Data excerpts:
## START
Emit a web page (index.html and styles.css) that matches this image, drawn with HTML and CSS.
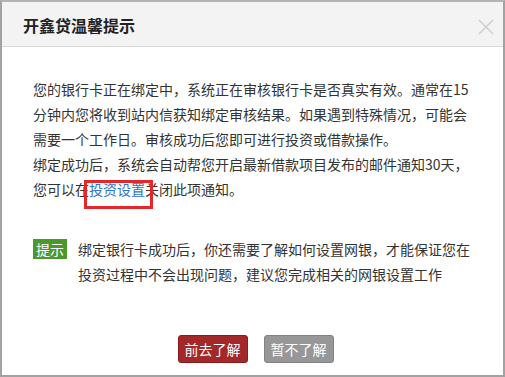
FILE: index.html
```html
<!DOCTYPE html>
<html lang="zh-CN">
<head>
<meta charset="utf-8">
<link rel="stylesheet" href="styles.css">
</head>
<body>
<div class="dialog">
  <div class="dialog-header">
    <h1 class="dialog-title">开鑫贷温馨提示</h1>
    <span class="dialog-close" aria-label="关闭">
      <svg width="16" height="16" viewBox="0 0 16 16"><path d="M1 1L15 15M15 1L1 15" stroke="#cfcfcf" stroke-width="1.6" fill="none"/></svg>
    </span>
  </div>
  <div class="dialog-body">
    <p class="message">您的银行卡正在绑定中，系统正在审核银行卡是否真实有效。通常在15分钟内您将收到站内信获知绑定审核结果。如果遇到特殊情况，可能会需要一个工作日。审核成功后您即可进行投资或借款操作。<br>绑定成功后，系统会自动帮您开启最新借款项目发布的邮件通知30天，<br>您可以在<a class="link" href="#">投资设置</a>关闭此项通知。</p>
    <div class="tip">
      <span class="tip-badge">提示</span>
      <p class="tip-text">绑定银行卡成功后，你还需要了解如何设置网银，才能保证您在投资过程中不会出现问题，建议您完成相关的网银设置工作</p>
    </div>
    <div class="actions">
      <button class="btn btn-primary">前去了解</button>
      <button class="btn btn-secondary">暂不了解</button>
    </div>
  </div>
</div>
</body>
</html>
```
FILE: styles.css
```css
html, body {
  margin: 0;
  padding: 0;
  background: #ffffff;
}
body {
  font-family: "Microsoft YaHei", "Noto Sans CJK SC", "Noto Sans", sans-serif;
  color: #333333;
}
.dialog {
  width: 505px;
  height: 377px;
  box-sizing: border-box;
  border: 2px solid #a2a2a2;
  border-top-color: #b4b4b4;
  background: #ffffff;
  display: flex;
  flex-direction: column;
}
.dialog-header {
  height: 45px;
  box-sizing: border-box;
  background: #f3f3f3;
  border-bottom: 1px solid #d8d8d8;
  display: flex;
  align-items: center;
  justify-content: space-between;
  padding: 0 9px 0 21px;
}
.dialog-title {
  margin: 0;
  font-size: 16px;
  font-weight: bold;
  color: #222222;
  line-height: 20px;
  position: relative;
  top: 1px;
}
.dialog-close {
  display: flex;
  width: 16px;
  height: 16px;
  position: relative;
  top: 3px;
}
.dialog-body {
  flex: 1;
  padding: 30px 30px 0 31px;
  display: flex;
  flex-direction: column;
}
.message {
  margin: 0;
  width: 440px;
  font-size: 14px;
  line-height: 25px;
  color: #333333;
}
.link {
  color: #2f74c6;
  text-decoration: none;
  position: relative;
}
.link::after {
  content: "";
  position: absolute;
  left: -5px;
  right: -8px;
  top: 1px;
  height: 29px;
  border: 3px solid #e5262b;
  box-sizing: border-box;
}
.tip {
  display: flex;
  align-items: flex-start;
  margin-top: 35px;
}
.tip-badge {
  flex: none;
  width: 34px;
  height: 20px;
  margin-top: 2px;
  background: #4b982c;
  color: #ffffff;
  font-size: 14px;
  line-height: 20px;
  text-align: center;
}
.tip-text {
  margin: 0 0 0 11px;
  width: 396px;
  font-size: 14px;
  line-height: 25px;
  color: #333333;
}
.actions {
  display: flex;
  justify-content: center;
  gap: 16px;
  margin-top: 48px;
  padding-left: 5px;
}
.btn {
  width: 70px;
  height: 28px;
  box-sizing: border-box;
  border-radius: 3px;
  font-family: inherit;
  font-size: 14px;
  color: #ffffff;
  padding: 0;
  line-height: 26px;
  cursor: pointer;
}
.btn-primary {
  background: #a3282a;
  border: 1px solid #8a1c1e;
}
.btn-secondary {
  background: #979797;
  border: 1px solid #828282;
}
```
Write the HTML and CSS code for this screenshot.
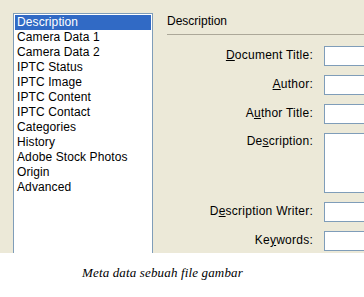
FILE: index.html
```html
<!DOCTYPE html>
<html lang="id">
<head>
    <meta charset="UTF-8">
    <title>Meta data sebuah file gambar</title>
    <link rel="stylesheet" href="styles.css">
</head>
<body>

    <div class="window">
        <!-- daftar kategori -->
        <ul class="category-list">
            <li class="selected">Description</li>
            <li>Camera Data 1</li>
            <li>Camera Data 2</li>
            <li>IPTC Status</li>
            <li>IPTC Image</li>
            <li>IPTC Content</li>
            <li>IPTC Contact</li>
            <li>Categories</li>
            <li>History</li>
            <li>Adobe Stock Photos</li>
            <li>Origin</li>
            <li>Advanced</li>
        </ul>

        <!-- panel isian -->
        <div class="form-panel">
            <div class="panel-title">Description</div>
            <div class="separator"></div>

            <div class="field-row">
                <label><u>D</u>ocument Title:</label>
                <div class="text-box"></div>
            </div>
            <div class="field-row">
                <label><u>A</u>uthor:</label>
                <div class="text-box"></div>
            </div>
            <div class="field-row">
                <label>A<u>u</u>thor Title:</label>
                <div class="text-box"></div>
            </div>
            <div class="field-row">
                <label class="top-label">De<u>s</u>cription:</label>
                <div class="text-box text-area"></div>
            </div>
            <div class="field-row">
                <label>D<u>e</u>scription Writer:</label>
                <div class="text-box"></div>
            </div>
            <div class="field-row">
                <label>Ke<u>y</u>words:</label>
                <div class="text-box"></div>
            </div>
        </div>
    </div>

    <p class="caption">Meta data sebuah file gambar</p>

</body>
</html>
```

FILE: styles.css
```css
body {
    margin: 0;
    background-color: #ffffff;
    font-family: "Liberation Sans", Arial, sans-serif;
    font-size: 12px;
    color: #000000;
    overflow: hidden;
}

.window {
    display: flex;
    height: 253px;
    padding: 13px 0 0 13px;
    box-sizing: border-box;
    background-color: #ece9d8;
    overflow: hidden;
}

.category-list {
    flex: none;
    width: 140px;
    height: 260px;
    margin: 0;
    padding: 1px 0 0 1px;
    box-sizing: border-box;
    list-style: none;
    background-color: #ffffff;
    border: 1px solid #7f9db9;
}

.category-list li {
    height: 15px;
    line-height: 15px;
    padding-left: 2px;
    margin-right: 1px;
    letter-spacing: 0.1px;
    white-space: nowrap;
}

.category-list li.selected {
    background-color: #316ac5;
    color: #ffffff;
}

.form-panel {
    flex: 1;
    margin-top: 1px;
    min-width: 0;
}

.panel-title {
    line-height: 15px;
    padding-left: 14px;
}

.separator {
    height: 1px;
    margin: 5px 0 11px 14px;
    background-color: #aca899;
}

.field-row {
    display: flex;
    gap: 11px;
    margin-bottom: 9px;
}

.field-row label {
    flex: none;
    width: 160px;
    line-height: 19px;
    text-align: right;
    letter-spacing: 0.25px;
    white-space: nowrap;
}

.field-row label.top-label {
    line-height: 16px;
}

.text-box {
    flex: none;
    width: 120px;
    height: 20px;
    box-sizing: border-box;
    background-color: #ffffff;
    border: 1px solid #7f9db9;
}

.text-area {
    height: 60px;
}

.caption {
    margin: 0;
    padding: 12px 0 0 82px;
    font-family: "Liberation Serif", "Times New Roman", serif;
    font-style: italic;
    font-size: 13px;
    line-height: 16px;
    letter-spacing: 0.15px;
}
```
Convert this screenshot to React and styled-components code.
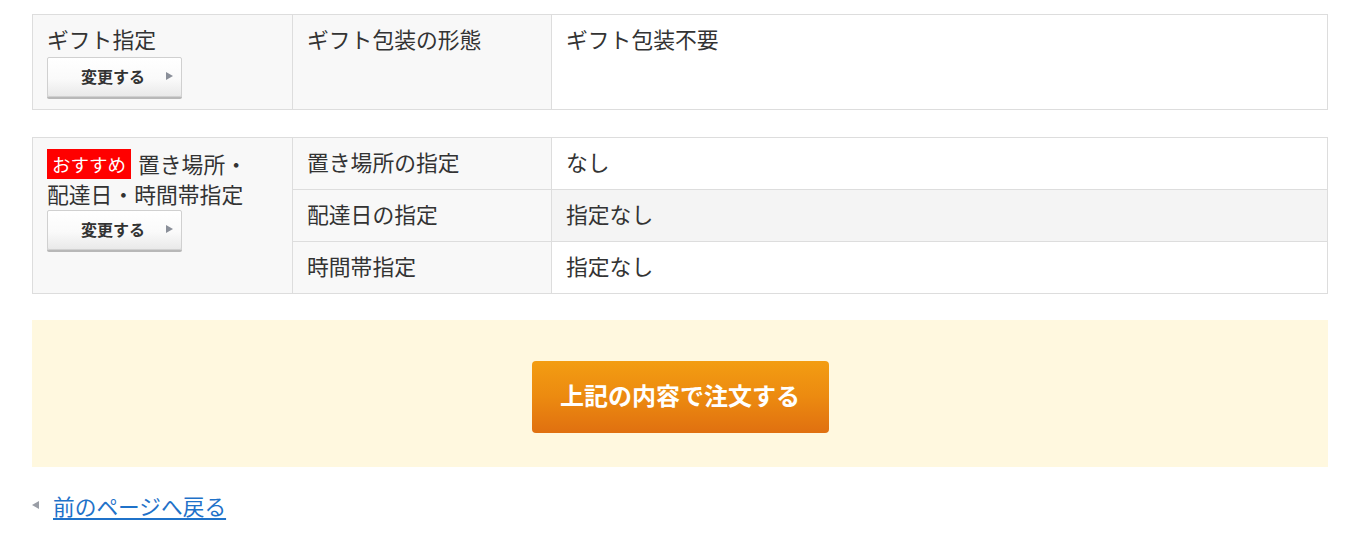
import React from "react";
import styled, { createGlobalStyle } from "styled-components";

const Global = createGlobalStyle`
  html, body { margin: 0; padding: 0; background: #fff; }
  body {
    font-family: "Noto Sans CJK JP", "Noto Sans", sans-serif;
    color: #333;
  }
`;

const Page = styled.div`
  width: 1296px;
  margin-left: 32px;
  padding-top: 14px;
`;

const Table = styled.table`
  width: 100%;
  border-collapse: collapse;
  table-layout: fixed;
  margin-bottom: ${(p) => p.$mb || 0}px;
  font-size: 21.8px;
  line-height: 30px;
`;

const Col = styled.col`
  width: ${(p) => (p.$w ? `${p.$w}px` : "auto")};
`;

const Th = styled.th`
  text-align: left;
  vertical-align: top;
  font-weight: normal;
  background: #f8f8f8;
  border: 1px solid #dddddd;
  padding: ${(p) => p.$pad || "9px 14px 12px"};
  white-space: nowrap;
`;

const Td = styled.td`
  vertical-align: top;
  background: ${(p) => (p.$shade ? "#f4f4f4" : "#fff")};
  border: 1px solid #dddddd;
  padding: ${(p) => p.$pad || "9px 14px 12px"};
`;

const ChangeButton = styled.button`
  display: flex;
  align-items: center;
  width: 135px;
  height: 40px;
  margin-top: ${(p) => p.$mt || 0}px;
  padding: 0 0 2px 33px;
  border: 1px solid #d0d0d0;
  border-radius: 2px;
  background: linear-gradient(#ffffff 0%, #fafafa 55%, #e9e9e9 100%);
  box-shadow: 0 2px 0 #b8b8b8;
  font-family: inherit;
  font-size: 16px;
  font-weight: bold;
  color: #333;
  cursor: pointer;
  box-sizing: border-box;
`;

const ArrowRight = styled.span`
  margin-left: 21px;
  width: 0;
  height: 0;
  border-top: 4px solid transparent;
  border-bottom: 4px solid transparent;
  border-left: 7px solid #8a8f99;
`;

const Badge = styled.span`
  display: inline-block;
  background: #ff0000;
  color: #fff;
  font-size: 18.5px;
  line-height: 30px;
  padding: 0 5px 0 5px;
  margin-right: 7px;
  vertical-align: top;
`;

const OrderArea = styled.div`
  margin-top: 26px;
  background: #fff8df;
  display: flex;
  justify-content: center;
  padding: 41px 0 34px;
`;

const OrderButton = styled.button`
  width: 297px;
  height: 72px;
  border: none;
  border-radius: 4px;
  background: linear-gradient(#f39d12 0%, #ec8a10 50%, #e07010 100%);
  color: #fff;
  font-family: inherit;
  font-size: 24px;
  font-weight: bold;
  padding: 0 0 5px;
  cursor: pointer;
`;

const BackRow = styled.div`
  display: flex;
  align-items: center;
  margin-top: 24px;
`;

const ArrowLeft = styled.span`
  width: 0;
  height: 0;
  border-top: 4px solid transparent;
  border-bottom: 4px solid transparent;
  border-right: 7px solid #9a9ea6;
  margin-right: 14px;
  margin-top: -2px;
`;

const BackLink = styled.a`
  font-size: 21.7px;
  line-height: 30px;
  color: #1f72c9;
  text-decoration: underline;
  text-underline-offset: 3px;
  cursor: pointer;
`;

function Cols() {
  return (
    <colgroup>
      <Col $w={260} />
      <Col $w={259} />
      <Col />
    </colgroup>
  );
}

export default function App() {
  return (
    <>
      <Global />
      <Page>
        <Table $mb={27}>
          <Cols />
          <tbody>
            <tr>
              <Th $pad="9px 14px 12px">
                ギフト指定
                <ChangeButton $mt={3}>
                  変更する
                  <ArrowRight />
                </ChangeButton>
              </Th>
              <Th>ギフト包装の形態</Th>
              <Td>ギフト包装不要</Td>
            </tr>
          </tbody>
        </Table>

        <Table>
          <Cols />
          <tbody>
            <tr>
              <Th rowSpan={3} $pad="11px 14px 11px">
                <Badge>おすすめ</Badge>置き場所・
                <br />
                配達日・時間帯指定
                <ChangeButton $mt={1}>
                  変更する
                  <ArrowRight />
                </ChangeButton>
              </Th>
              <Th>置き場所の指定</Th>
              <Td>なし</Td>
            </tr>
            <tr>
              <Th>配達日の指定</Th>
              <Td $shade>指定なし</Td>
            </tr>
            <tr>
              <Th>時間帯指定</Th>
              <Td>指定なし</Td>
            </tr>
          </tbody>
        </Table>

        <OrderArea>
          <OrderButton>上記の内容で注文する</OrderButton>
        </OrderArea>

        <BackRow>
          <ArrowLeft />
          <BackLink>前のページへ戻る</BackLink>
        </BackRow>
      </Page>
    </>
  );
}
## END
Goal:
Report only how many lines in the listing contain the string "code".

Task solution:
2